The Democrats have been squirming for weeks, trying to figure out a way to draw in Republican votes to raise the debt limit. They have failed. Democrats will have to advance the plan on the debt limit all by themselves.

The Republicans’ potential blockade has enraged Democrats, who have stressed repeatedly in recent days that the GOP opposition is hypocritical since both parties had banded together to raise the ceiling under President Trump, under whom the country added $7 trillion to the debt. Those debts include stimulus programs enacted on a bipartisan basis last year as well as Trump’s own priorities, such as building a wall on the U.S.-Mexican border, which Democrats did not support anyway.

This is a mess created by both parties. Raising the debt ceiling has always been an opportunity for one party or the other to posture and bloviate about our embarrassing national debt. And since Democrats happen to be in power when the debt limit is exceeded, it’s up to them to raise it.

The Republicans’ major argument is that they aren’t being consulted on Joe Biden’s $3.5 trillion spendapalooza that the Democrats are planning to ram down the American people’s throats via the reconciliation process. So why should the GOP give the Democrats any political cover on raising the debt limit?
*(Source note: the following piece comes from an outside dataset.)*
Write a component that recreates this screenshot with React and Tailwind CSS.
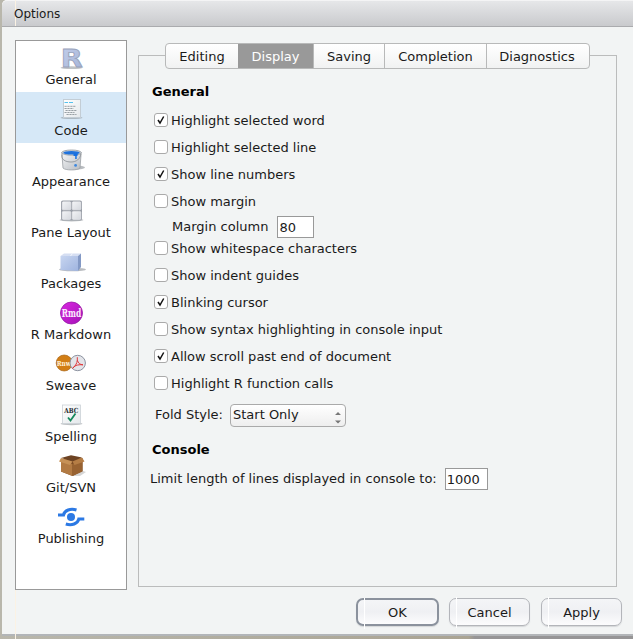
import React from 'react';

const Shadow = ({ y = 22, rx = 11 }) => <ellipse cx="16.5" cy={y} rx={rx} ry="1.4" fill="#8a8f96" opacity="0.55" />;

const icons = {
  General: (
    <>
      <Shadow y={21.7} />
      <text x="16.700" y="21" textAnchor="middle" fontSize="25.500" fontWeight="bold" fontFamily="DejaVu Sans" textLength="22" lengthAdjust="spacingAndGlyphs" fill="url(#rFill)" stroke="#97a1ba" strokeWidth=".8">R</text>
    </>
  ),
  Code: (
    <>
      <Shadow y={20.7} />
      <rect x="8.5" y="2.5" width="17" height="18" fill="url(#paper)" stroke="#c3cdd5" />
      <path d="M9.5 5.5h3.500M14 5.5h4" stroke="#55c1ee" strokeWidth="1.2" />
      <path d="M9.5 9.3h11M9.5 11.5h9M10.5 13.5h11M9.5 15.5h10M11.5 17.5h10" stroke="#8d959b" strokeWidth=".9" strokeDasharray="2.2 .7" />
    </>
  ),
  Appearance: (
    <>
      <ellipse cx="20" cy="19.500" rx="10" ry="2.200" fill="#8a8f96" opacity="0.6" />
      <path d="M6.800 4.500 8 20c2 2.600 15 2.600 17 0l1.200-15.5z" fill="url(#metal)" stroke="#9a9fa5" strokeWidth=".8" />
      <ellipse cx="16.500" cy="4.600" rx="9.700" ry="2.600" fill="#d5dade" stroke="#8f959c" strokeWidth=".8" />
      <ellipse cx="16.500" cy="4.800" rx="8.200" ry="1.800" fill="#1f72dc" />
      <path d="M18.500 5.500h4.200v2l-1 .6v3h-1.500V8h-1.700z" fill="#1670e2" />
      <circle cx="20.600" cy="17.400" r="1.400" fill="#3d87df" />
      <path d="M7 6.500c-1.200 5 3.500 7.500 9 7.500s9.200-3 9.800-8" fill="none" stroke="#8a8f94" strokeWidth=".8" />
    </>
  ),
  'Pane Layout': (
    <>
      <Shadow y={21} rx={12} />
      <rect x="6" y="1.500" width="21" height="20" rx="1.800" fill="#9a9fa8" />
      <g fill="url(#pane)" stroke="#f4f5f6" strokeWidth=".5">
        <rect x="7.300" y="2.800" width="8.500" height="8" rx="1" />
        <rect x="17.300" y="2.800" width="8.500" height="8" rx="1" />
        <rect x="7.300" y="12.400" width="8.500" height="8" rx="1" />
        <rect x="17.300" y="12.400" width="8.500" height="8" rx="1" />
      </g>
    </>
  ),
  Packages: (
    <>
      <ellipse cx="17.500" cy="19.500" rx="13.500" ry="1.800" fill="#8a8f96" opacity="0.6" />
      <path d="M5.500 6H23v15L5.500 20z" fill="url(#cube)" />
      <path d="M5.500 6 9 3.500h17L23 6z" fill="#d5def2" />
      <path d="m23 6 3-2.500v13.500l-3 4z" fill="#8399c5" />
      <path d="m17.500 3.500-2 2.500" stroke="#f4f7fd" />
    </>
  ),
  'R Markdown': (
    <>
      <circle cx="16.500" cy="12" r="11" fill="url(#rmd)" stroke="#951ba4" strokeWidth=".8" />
      <text x="16.500" y="16" textAnchor="middle" fontSize="11" fontWeight="bold" fontFamily="DejaVu Serif" textLength="19.500" lengthAdjust="spacingAndGlyphs" fill="#fbe9fd">Rmd</text>
    </>
  ),
  Sweave: (
    <>
      <circle cx="9.200" cy="11" r="8" fill="#d27e15" stroke="#a7671c" strokeWidth=".7" />
      <text x="8.800" y="13.800" textAnchor="middle" fontSize="8" fontWeight="bold" fontFamily="DejaVu Serif" textLength="14" lengthAdjust="spacingAndGlyphs" fill="#fff0d6">Rnw</text>
      <circle cx="22.700" cy="11" r="7.700" fill="#e3e4e9" stroke="#8d93a1" />
      <path d="M22.300 5.200v3c0 3-2.800 7-4.800 8.100 1.600-2.200 4.500-4 10.500-3.500-3 0-4.800-1.800-5.700-4.600" fill="none" stroke="#e0383b" strokeWidth="1" />
    </>
  ),
  Spelling: (
    <>
      <Shadow y={20.800} rx={11} />
      <rect x="7.500" y="2" width="18" height="18.500" fill="url(#paper)" stroke="#cbd1d6" strokeWidth=".8" />
      <text x="16.300" y="10" textAnchor="middle" fontSize="7" fontWeight="bold" fontFamily="DejaVu Serif" textLength="14" lengthAdjust="spacingAndGlyphs" fill="#252c2f">ABC</text>
      <path d="m13 14.500 2.500 3L20.500 10.500" fill="none" stroke="#16895d" strokeWidth="1.800" />
    </>
  ),
  'Git/SVN': (
    <>
      <path d="M17 22h8l6-4-6-2z" fill="#888" opacity=".35" />
      <path d="M6 5v12.500L17.500 22 27.500 17V4z" fill="#7b4c25" />
      <path d="M6 7 17.500 10v12L6 17.500z" fill="#b27a43" />
      <path d="M17.500 10 27.500 7v10.500l-10 4.500z" fill="#986231" />
      <path d="M6 4 16 1.300 27 3.500 17.500 7.500z" fill="#6d4323" />
      <path d="M6 4 4 7.500 15 11l2.500-3.500z" fill="#c69157" />
      <path d="M17.500 7.500 27 3.500l2.500 4L19.500 11z" fill="#b57d45" />
    </>
  ),
  Publishing: (
    <g fill="none" stroke="#2c79e4" strokeWidth="3.100">
      <circle cx="16" cy="12" r="4" fill="#2c79e4" stroke="none" />
      <path d="M3 10h5.500c1-4.800 7-6.800 13-5" />
      <path d="M29.300 14h-5.500c-1 4.800-7 6.800-13 5" />
    </g>
  ),
};

const Gradient = ({ id, from, to }) => (
  <linearGradient id={id} x1="0" y1="0" x2="1" y2="1"><stop stopColor={from} /><stop offset="1" stopColor={to} /></linearGradient>
);

const Nav = ({ name }) => (
  <div className={`flex h-[51px] flex-col items-center pt-[5px] ${name === 'Code' ? 'bg-[#d6e8f7]' : ''}`}>
    <svg className="h-6 w-8 shrink-0 overflow-visible" viewBox="0 0 32 24">{icons[name]}</svg>
    <span className="mt-px leading-[18px] whitespace-nowrap">{name}</span>
  </div>
);

const Check = ({ label, on }) => (
  <div className="flex h-[27px] items-center gap-[3px] pl-[15px]">
    <span className="mb-[2px] h-[14px] w-[14px] shrink-0 rounded-[3px] border border-[#aaa] bg-white">
      {on && <svg className="h-3 w-3" viewBox="0 0 12 12"><path d="m3 6 2 3 3.700-6.500" fill="none" stroke="#111" strokeWidth="1.500" /></svg>}
    </span>
    <span>{label}</span>
  </div>
);

const Button = ({ label, main }) => (
  <div className={`relative flex items-center justify-center rounded-[7px] bg-linear-to-b from-[#f4f5f7] via-[#eff0f3] to-[#fcfcfd] pt-[2px] shadow-[0_1px_1px_#d5d7d9] ${main ? 'h-[28px] w-[83px] border-2 border-[#8b929d]' : 'h-[28px] w-[81px] border border-[#b3b5ba]'}`}>
    {label}
    <span className="absolute -top-[2px] left-[6px] h-[31px] w-px bg-white" />
  </div>
);

const tabs = [
  ['Editing', 'w-[72px]'],
  ['Display', 'w-[75px]'],
  ['Saving', 'w-[71px]'],
  ['Completion', 'w-[102px]'],
  ['Diagnostics', 'w-[103px]'],
];

export default function App() {
  return (
    <div className="relative h-[639px] w-[633px] overflow-hidden bg-[linear-gradient(90deg,#b9b7ac,#aaa493_74%,#969596_75%,#969596)] pl-[2px] text-[13px] leading-[16px] text-[#1a1a1a] [font-family:'DejaVu_Sans',sans-serif]">
      <svg className="absolute h-0 w-0">
        <defs>
          <Gradient id="rFill" from="#c5d0eb" to="#a3b1d6" />
          <Gradient id="paper" from="#ffffff" to="#e4e8eb" />
          <Gradient id="metal" from="#f5f6f7" to="#b8bcc2" />
          <Gradient id="pane" from="#f3f4f6" to="#d5d8de" />
          <Gradient id="cube" from="#c7d5f0" to="#9fb4df" />
          <Gradient id="rmd" from="#d928e1" to="#a511b8" />
        </defs>
      </svg>
      <div className="flex h-[636px] flex-col rounded-tl-[5px] border-b-2 border-[#b2b5b8] bg-[#f2f4f4]">
        <header className="h-[27px] shrink-0 rounded-tl-[5px] border-t border-b border-t-[#f4f4f5] border-b-[#aaabae] bg-linear-to-b from-[#e6e7e9] to-[#c9cacd] pt-[5px] pl-[12px] text-[12px]"><span className="relative z-10">Options</span></header>
        <div className="flex pt-[13px] pl-[13px]">
          <nav className="h-[550px] w-[112px] shrink-0 border border-[#999] bg-white">
            {Object.keys(icons).map((name) => <Nav key={name} name={name} />)}
          </nav>
          <main className="mt-[15px] ml-[11px] h-[532px] w-[479px] border border-[#bbbcbc]">
            <div className="-mt-[13px] ml-[26px] flex h-[26px] w-[425px] overflow-hidden rounded-[4px] border border-[#b8b9b9] bg-linear-to-b from-white to-[#f1f2f2]">
              {tabs.map(([name, width], i) => (
                <div key={name} className={`flex shrink-0 items-center justify-center pt-px ${width} ${name === 'Display' ? 'bg-[#999] text-white' : ''} ${i > 1 ? 'border-l border-[#b8b9b9]' : ''} ${i === 4 ? 'pr-[2px]' : ''}`}>{name}</div>
              ))}
            </div>
            <h2 className="mt-[15px] mb-[7px] pl-[13px] font-bold text-black">General</h2>
            <Check label="Highlight selected word" on />
            <Check label="Highlight selected line" />
            <Check label="Show line numbers" on />
            <Check label="Show margin" />
            <div className="flex h-[20px] items-center pt-[3px] pl-[33px]">
              Margin column<span className="ml-[9px] h-[22px] w-[37px] border border-[#999] bg-white pt-[3px] pl-[1px]">80</span>
            </div>
            <Check label="Show whitespace characters" />
            <Check label="Show indent guides" />
            <Check label="Blinking cursor" on />
            <Check label="Show syntax highlighting in console input" />
            <Check label="Allow scroll past end of document" on />
            <Check label="Highlight R function calls" />
            <div className="mt-[6px] flex h-[24px] items-center pl-[16px]">
              Fold Style:
              <span className="ml-[7px] flex h-[23px] w-[116px] items-center justify-between rounded-[4px] border border-[#aaa] bg-linear-to-b from-white to-[#eee] pr-[4px] pl-[2px]">
                Start Only
                <svg className="mt-[5px] h-[13px] w-[6px]" viewBox="0 0 6 13"><path d="m0 4 3-3 3 3zM0 9.500l3 3 3-3z" fill="#777" /></svg>
              </span>
            </div>
            <h2 className="mt-[15px] pl-[13px] font-bold text-black">Console</h2>
            <div className="mt-[10px] flex h-[22px] items-center pl-[11px] whitespace-nowrap">
              Limit length of lines displayed in console to:
              <span className="ml-[8px] h-[22px] w-[43px] border border-[#999] bg-white pt-[3px] pl-[1px]">1000</span>
            </div>
          </main>
        </div>
        <footer className="mt-[8px] flex justify-end gap-[10px] pr-[11px]">
          <Button label="OK" main />
          <Button label="Cancel" />
          <div className="ml-px"><Button label="Apply" /></div>
        </footer>
      </div>
      <span className="absolute top-0 left-[15px] h-[26px] w-px bg-[#fbf2e4]" />
      <span className="absolute top-[590px] left-[15px] h-[49px] w-px bg-[#fbf2e4]" />
    </div>
  );
}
It’s an argument that Democrats have no answer for.

The Democrats have another option beyond attaching the debt limit increase to the temporary spending bill. They could include it in that $3.5 trillion reconciliation bill.

McConnell has called on Democrats to take this route. But some party lawmakers have raised concerns with that idea, fearing it would balloon their bill’s overall price tag at a time when they already are dealing with internal divides over how much to spend in the first place — another set of fights that loom large over the House and Senate as they return to work this week.

House Democrats will have to pass the $1.2 trillion bipartisan infrastructure bill when they vote on it on September 27. That’s a hard deadline agreed to by Pelosi with a group of moderates who want the bill passed before voting on the $3.5 trillion budget bill. The radicals have said they won’t vote for the bipartisan bill unless the reconciliation bill is passed first.

If it sounds like the Democrats’ dreams of passing a gaggle of massive spending bills is going to crash and burn in the next few weeks, there’s a very good chance of that happening.